Without the pictures, output the lines of the material from the very first through the one that holds "number, low: number];".

++++ DATA EXTRACT ++++

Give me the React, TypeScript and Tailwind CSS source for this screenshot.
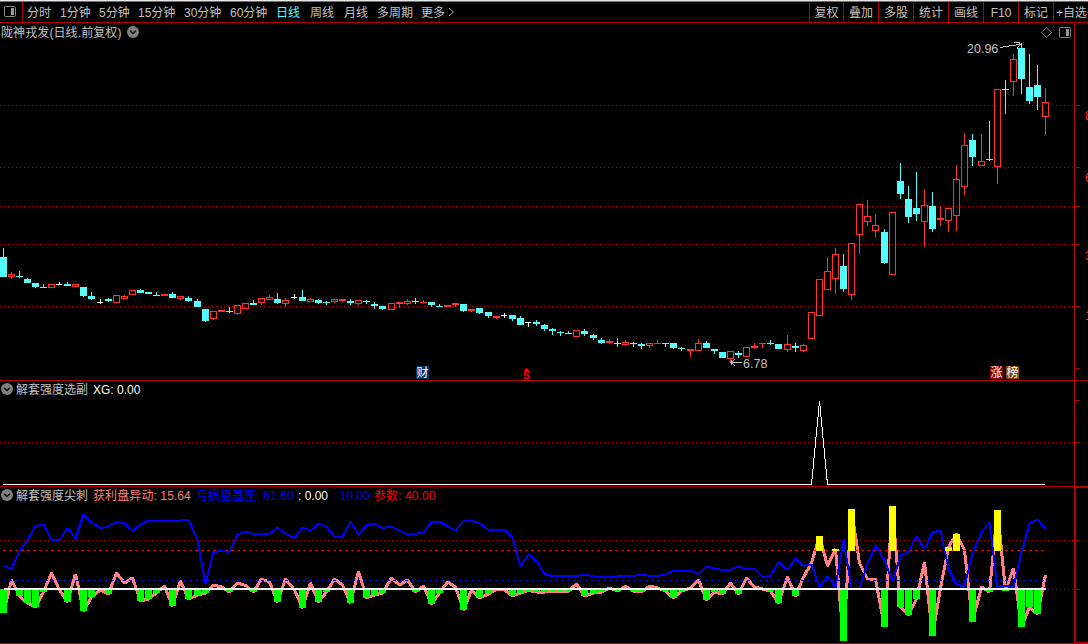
import { ReactNode } from "react";

type Candle = [kind: "r" | "c" | "w", high: number, top: number, bottom: number, low: number];

// one entry per trading day, y values in chart pixels
const CANDLES: Candle[] = [
  ["c", 248, 257, 277, 277], ["r", 272, 274, 277, 279], ["c", 271, 276, 277, 278], ["c", 278, 279, 283, 283],
  ["c", 283, 283, 287, 288], ["c", 284, 287, 288, 288], ["r", 284, 284, 288, 288], ["w", 282, 284, 285, 285],
  ["c", 282, 284, 286, 286], ["r", 284, 284, 287, 287], ["c", 287, 287, 296, 297], ["c", 292, 296, 299, 300],
  ["w", 299, 302, 303, 304], ["c", 298, 299, 301, 302], ["r", 295, 295, 303, 303], ["r", 295, 296, 299, 299],
  ["r", 290, 290, 295, 295], ["c", 289, 290, 293, 293], ["c", 292, 292, 294, 294], ["c", 292, 295, 296, 296],
  ["r", 294, 294, 296, 296], ["c", 292, 294, 298, 298], ["r", 296, 296, 299, 300], ["c", 296, 298, 301, 302],
  ["c", 299, 301, 307, 307], ["c", 309, 309, 321, 322], ["r", 311, 311, 319, 320], ["r", 310, 310, 312, 312],
  ["c", 307, 311, 312, 313], ["r", 305, 305, 314, 315], ["r", 303, 303, 309, 309], ["c", 300, 303, 305, 305],
  ["r", 298, 298, 303, 305], ["r", 295, 297, 300, 300], ["c", 293, 299, 303, 304], ["r", 298, 300, 304, 307],
  ["w", 294, 297, 298, 299], ["c", 290, 297, 301, 301], ["r", 298, 299, 302, 302], ["c", 299, 300, 303, 304],
  ["c", 301, 302, 303, 305], ["r", 299, 299, 302, 303], ["r", 299, 299, 301, 302], ["c", 299, 301, 303, 305],
  ["r", 300, 300, 304, 305], ["c", 300, 301, 302, 304], ["c", 302, 304, 306, 309], ["c", 306, 306, 309, 310],
  ["r", 303, 303, 310, 310], ["r", 302, 302, 304, 308], ["r", 299, 301, 304, 305], ["c", 298, 301, 302, 304],
  ["r", 300, 302, 303, 303], ["c", 302, 302, 305, 307], ["c", 304, 306, 307, 307], ["r", 305, 305, 307, 307],
  ["r", 303, 303, 305, 307], ["c", 304, 304, 311, 312], ["r", 309, 309, 311, 312], ["c", 308, 308, 313, 314],
  ["c", 312, 312, 316, 318], ["r", 316, 316, 318, 319], ["w", 313, 315, 316, 318], ["c", 315, 315, 319, 321],
  ["c", 316, 318, 325, 325], ["w", 322, 322, 323, 327], ["c", 320, 322, 324, 326], ["c", 324, 325, 329, 331],
  ["c", 328, 329, 331, 335], ["c", 331, 332, 333, 336], ["c", 331, 333, 334, 334], ["r", 330, 330, 337, 337],
  ["c", 329, 331, 334, 336], ["c", 334, 335, 338, 340], ["c", 338, 340, 343, 344], ["r", 339, 341, 343, 344],
  ["c", 338, 343, 344, 347], ["r", 340, 342, 345, 346], ["c", 342, 343, 344, 347], ["c", 343, 344, 346, 349],
  ["r", 343, 343, 346, 348], ["r", 340, 343, 344, 344], ["c", 343, 343, 344, 347], ["c", 343, 343, 348, 349],
  ["c", 347, 348, 349, 351], ["r", 349, 349, 351, 357], ["r", 339, 343, 351, 351], ["c", 341, 343, 348, 348],
  ["c", 349, 349, 351, 354], ["c", 352, 352, 358, 358], ["r", 351, 351, 359, 362], ["c", 351, 353, 355, 358],
  ["r", 347, 347, 357, 357], ["r", 343, 346, 348, 349], ["r", 343, 343, 344, 348], ["c", 340, 343, 344, 345],
  ["c", 344, 344, 349, 349], ["r", 335, 344, 350, 352], ["c", 343, 346, 348, 352], ["r", 344, 345, 351, 352],
  ["r", 312, 312, 339, 339], ["r", 279, 279, 316, 316], ["r", 257, 271, 290, 290], ["r", 248, 254, 279, 294],
  ["c", 254, 266, 289, 292], ["r", 243, 243, 295, 300], ["r", 204, 204, 235, 254], ["r", 200, 216, 222, 226],
  ["r", 214, 225, 231, 237], ["c", 229, 232, 263, 264], ["r", 212, 212, 275, 275], ["c", 163, 181, 194, 199],
  ["c", 186, 199, 217, 223], ["c", 172, 208, 214, 221], ["r", 189, 205, 222, 247], ["c", 192, 206, 229, 232],
  ["r", 206, 218, 220, 226], ["r", 208, 208, 221, 232], ["r", 165, 179, 216, 231], ["r", 133, 145, 187, 195],
  ["c", 134, 140, 157, 166], ["r", 134, 161, 166, 166], ["c", 121, 159, 160, 161], ["r", 89, 89, 167, 184],
  ["c", 80, 89, 90, 114], ["r", 54, 59, 82, 96], ["c", 43, 48, 79, 94], ["c", 54, 87, 101, 104],
  ["c", 65, 85, 97, 110], ["r", 88, 102, 117, 135],
];

const BASE_LINE = [
  566, 569, 551.5, 540, 526, 524.5, 540, 540, 528, 538.5, 514.5, 522.5, 528, 526.5, 521.5, 523.5, 531, 524.5, 520.5, 520.5,
  520.5, 520.5, 520.5, 520, 540, 584, 552, 551, 552, 534.5, 531.5, 534, 534, 534, 528, 533.5, 538, 527.5, 531, 523.5,
  526.5, 536.5, 536.5, 521.5, 535, 525, 523.5, 528, 526.5, 531, 534, 534, 532.5, 522, 522, 526, 530.5, 521, 521, 523,
  530, 530, 530, 537, 567, 554, 561, 574, 576, 576, 576, 576, 574.5, 576.5, 576.5, 576.5, 576.5, 576, 576, 574.5,
  576, 576, 574.5, 570.5, 570.5, 570.5, 574, 566.5, 568.5, 570, 570, 566.5, 569, 569, 577, 576, 562, 570, 558.5, 566,
  564.5, 587, 576.5, 587, 540, 588, 588.5, 563.5, 545.5, 560, 582, 555.5, 552, 536.5, 549, 532.5, 530.5, 568.5, 584.5, 586.5,
  553.5, 532.5, 522.5, 587, 585.5, 587, 552, 523.5, 519.5, 529,
];

const PROFIT_LINE = [
  613, 580, 596, 603, 607, 592, 573, 590, 602, 574, 611, 597, 590, 594, 573, 583, 578, 601, 599, 593,
  586, 606, 581, 599, 595, 593, 585, 587, 592, 583, 585.5, 592, 579, 582, 602, 579, 590, 608, 583, 602,
  592, 579, 585, 603, 571, 598, 595, 593, 578, 585, 580, 592, 586, 604, 593, 582, 587, 610, 590, 598,
  594, 589.5, 590, 596, 593, 590.5, 592, 592, 591, 591, 591, 584, 596, 593, 592, 588, 591, 586.5, 591, 592,
  586, 588, 591, 598, 591, 588, 580, 600, 592, 594, 583, 594, 578, 587, 589, 591, 603, 577, 596, 577,
  563, 536, 566, 549, 641, 509, 563, 579, 579, 627, 506, 607, 615, 599, 562, 636, 588, 547, 534, 550,
  622, 587, 592, 510, 591, 568, 627, 607, 614, 575,
];

const COLORS = { r: "#ff3232", c: "#54fcfc", w: "#ffffff" };
const GRID = "#b00000";
const LEVEL = 551;
const ZERO = 589;

const xAt = (i: number) => Math.floor(3.08 + i * 8.082);
const toPoints = (ys: number[]) => ys.map((y, i) => `${xAt(i) + 0.5},${y}`).join(" ");

const PERIODS: [string, string][] = [
  ["分时", "w-[33px]"],
  ["1分钟", "w-[39px]"],
  ["5分钟", "w-[39px]"],
  ["15分钟", "w-[46px]"],
  ["30分钟", "w-[46px]"],
  ["60分钟", "w-[46px]"],
  ["日线", "w-[34px]"],
  ["周线", "w-[34px]"],
  ["月线", "w-[33px]"],
  ["多周期", "w-[44px]"],
  ["更多", "w-[27px]"],
];

const TOOLS: [string, string][] = [
  ["复权", "w-[34px]"],
  ["叠加", "w-[35px]"],
  ["多股", "w-[35px]"],
  ["统计", "w-[35px]"],
  ["画线", "w-[35px]"],
  ["F10", "w-[35px]"],
  ["标记", "w-[35px]"],
];

function Label({ children, className = "" }: { children: ReactNode; className?: string }) {
  return <span className={`shrink-0 whitespace-pre pt-0.5 ${className}`}>{children}</span>;
}

function PanelIcon() {
  return (
    <svg width="13" height="12" className="shrink-0" fill="none">
      <rect x="0.5" y="0.5" width="11" height="10" rx="1" stroke="#888" />
      <rect x="7" y="2" width="3" height="7" fill="#999" />
    </svg>
  );
}

function Chevron() {
  return (
    <svg width="12" height="12" className="shrink-0" fill="none">
      <circle cx="6" cy="6" r="6" fill="#808080" />
      <path d="M3 4.7 6 7.5 9 4.7" stroke="#111" strokeWidth="1.5" />
    </svg>
  );
}

function Dotted({ y, from = 0 }: { y: number; from?: number }) {
  return <line x1={from} x2="1074" y1={y + 0.5} y2={y + 0.5} stroke={GRID} strokeDasharray="1 3" />;
}

type AxisProps = { top: number; bottom: number; ticks: number[]; short?: number[]; width?: number };

function Axis({ top, bottom, ticks, short = [], width = 1 }: AxisProps) {
  return (
    <g fill={GRID}>
      <rect x="1074" y={top} width={width} height={bottom - top} />
      {ticks.map((y) => (
        <rect key={y} x="1075" y={y} width="5" height="1" />
      ))}
      {short.map((y) => (
        <rect key={y} x="1075" y={y} width="2" height="1" />
      ))}
    </g>
  );
}

function CandleBar({ candle, x }: { candle: Candle; x: number }) {
  const [kind, high, top, bottom, low] = candle;
  const color = COLORS[kind];
  const hollow = kind === "r" && bottom - top > 2;
  return (
    <g fill={color}>
      {top > high && <rect x={x} y={high} width="1" height={top - high} />}
      {low > bottom && <rect x={x} y={bottom} width="1" height={low - bottom} />}
      {hollow ? (
        <rect x={x - 2.5} y={top + 0.5} width="6" height={bottom - top - 1} fill="none" stroke={color} />
      ) : (
        <rect x={x - 3} y={top} width={kind === "w" ? 6 : 7} height={bottom - top} />
      )}
    </g>
  );
}

function Badge({ children, className }: { children: ReactNode; className: string }) {
  return (
    <span className={`absolute top-[343px] h-[13px] w-[13px] text-center text-[12px] leading-[14px] text-white ${className}`}>
      {children}
    </span>
  );
}

function PricePanel() {
  return (
    <section className="relative h-[358px] shrink-0 border-b border-[#b00000]">
      <svg viewBox="0 23 1088 357" className="block h-[357px] w-[1088px]" shapeRendering="crispEdges">
        {[105, 167, 206, 244, 306].map((y) => (
          <Dotted key={y} y={y} />
        ))}
        <Axis top={23} bottom={380} ticks={[105, 167, 206, 244, 306, 368]} />
        {CANDLES.map((candle, i) => (
          <CandleBar key={i} candle={candle} x={xAt(i)} />
        ))}
        <g fill="none" stroke="#c0c0c0">
          <path d="M1000 47.5 1019 44.5M1014 42.5h5l1 2-3 4" />
          <path d="M731 362.5h11M735 359l-4 3.5 4 3.5M731 360v5" />
          <path d="M1046.5 27.5 1051.5 32.5 1046.5 37.5 1041.5 32.5Z" stroke="#707070" />
        </g>
        <g fill="#ff0000">
          <rect x="526" y="368" width="1" height="1" />
          <rect x="525" y="369" width="3" height="1" />
          <rect x="524" y="370" width="5" height="1" />
        </g>
      </svg>
      <div className="absolute left-0 top-0 flex h-[18px] items-center text-[#c0c0c0]">
        <Label className="w-[127px] pl-px tracking-[0.1px]">陇神戎发(日线.前复权)</Label>
        <Chevron />
      </div>
      <div className="absolute left-[1059px] top-1">
        <PanelIcon />
      </div>
      <span className="absolute left-[967px] top-[18px] text-[12.5px] leading-4 text-[#c0c0c0]">20.96</span>
      <span className="absolute left-[743px] top-[333px] text-[12.5px] leading-4 text-[#c0c0c0]">6.78</span>
      <Badge className="left-[416px] bg-[#003468]">财</Badge>
      <Badge className="left-[990px] bg-[#800000]">涨</Badge>
      <Badge className="left-[1006px] bg-[#884400]">榜</Badge>
      <span className="absolute left-[523px] top-[347px] text-[10px] font-bold leading-[11px] text-[#ff0000]">S</span>
      <div className="absolute left-[1085px] top-0 h-full w-[3px] overflow-hidden text-[12px] leading-3 text-[#ff3232]">
        <span className="absolute top-[87px]">8</span>
        <span className="absolute top-[149px]">6</span>
        <span className="absolute top-[227px]">3</span>
        <span className="absolute top-[287px]">1</span>
      </div>
    </section>
  );
}

function PickPanel() {
  return (
    <section className="relative h-[106px] shrink-0 border-b border-[#b00000]">
      <svg viewBox="0 381 1088 105" className="block h-[105px] w-[1088px]" shapeRendering="crispEdges">
        <Dotted y={442} />
        <Axis top={381} bottom={486} ticks={[400, 442]} short={[421]} />
        <polyline points="3,484.5 811.5,484.5 819.5,401 827.5,484.5 1045,484.5" fill="none" stroke="#fff" />
      </svg>
      <div className="absolute left-0 top-0 flex h-4 items-center pl-px">
        <Chevron />
        <Label className="w-[77px] pl-[3px] text-[#c0c0c0]">解套强度选副</Label>
        <Label className="pl-[3px] text-white">XG: 0.00</Label>
      </div>
    </section>
  );
}

function SpikePanel() {
  return (
    <section className="relative h-[157px] shrink-0">
      <svg viewBox="0 487 1088 157" className="block h-[157px] w-[1088px]" shapeRendering="crispEdges">
        <Dotted y={540} />
        <Dotted y={589} from={1048} />
        <Axis top={487} bottom={644} ticks={[540, 589]} short={[565]} width={2} />
        <g fill={GRID}>
          <rect x="1074" y="487" width="14" height="1" />
          <rect y="643" width="1088" height="1" />
          <rect x="1074" y="642" width="14" height="2" />
        </g>
        <polyline
          points={toPoints(PROFIT_LINE)}
          fill="none"
          stroke="#ff8080"
          strokeWidth="3"
          strokeLinejoin="bevel"
        />
        <g fill="none" strokeDasharray="3 3">
          <line x1="3" x2="1045" y1="550.5" y2="550.5" stroke="#ff0000" />
          <line x1="3" x2="1045" y1="580.5" y2="580.5" stroke="#0000ff" />
        </g>
        <polyline points={toPoints(BASE_LINE)} fill="none" stroke="#0000ff" strokeWidth="2" strokeLinejoin="bevel" />
        {PROFIT_LINE.map((y, i) => {
          if (y > ZERO + 1) return <rect key={i} x={xAt(i) - 3} y={ZERO} width="7" height={y - ZERO} fill="#00ff00" />;
          if (y < LEVEL - 1) return <rect key={i} x={xAt(i) - 3} y={y} width="7" height={LEVEL - y} fill="#ffff00" />;
          return null;
        })}
        <rect x="4" y="588" width="1042" height="2" fill="#fff" />
      </svg>
      <div className="absolute left-0 top-0 flex h-4 items-center pl-px">
        <Chevron />
        <Label className="w-[77px] pl-[3px] text-[#c0c0c0]">解套强度尖刺</Label>
        <Label className="w-[106px] pl-[3px] tracking-[0.1px] text-[#ff8080]">获利盘异动: 15.64</Label>
        <Label className="w-[102px] tracking-[0.1px] text-[#0000ff]">亏损盘基座: 61.60</Label>
        <Label className="w-[35px] text-white">: 0.00</Label>
        <Label className="w-[41px] text-[#0000ff]">: 10.00</Label>
        <Label className="tracking-[0.1px] text-[#ff0000]">参数: 40.00</Label>
      </div>
    </section>
  );
}

export default function App() {
  return (
    <main className="flex h-[644px] w-[1088px] flex-col overflow-hidden bg-black font-['Liberation_Sans','Noto_Sans_CJK_SC',sans-serif] text-[12px] leading-4">
      <div className="h-px shrink-0 bg-[#e8e8e8]" />
      <header className="flex h-[22px] shrink-0 border-b border-t border-b-[#b00000] border-t-[#687070] text-[#c0c0c0]">
        <div className="flex w-[23px] items-center border-r border-[#b00000] pl-1">
          <PanelIcon />
        </div>
        <nav className="flex items-center pl-1">
          {PERIODS.map(([name, width]) => (
            <Label key={name} className={`${width} ${name === "日线" ? "text-[#54fcfc]" : ""}`}>
              {name}
            </Label>
          ))}
          <svg width="7" height="10" fill="none">
            <path d="M1 1 5.5 5 1 9" stroke="#c0c0c0" />
          </svg>
        </nav>
        <div className="ml-auto flex border-l border-[#b00000]">
          {TOOLS.map(([name, width]) => (
            <span key={name} className={`flex items-center justify-center border-r border-[#b00000] pt-0.5 ${width}`}>
              {name}
            </span>
          ))}
          <span className="flex w-[34px] items-center overflow-hidden whitespace-nowrap pl-0.5 pt-0.5">+自选</span>
        </div>
      </header>
      <PricePanel />
      <PickPanel />
      <SpikePanel />
    </main>
  );
}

++++

■ REPLY TO THE EXERCISE:
Give me the React, TypeScript and Tailwind CSS source for this screenshot.
import { ReactNode } from "react";

type Candle = [kind: "r" | "c" | "w", high: number, top: number, bottom: number, low: number];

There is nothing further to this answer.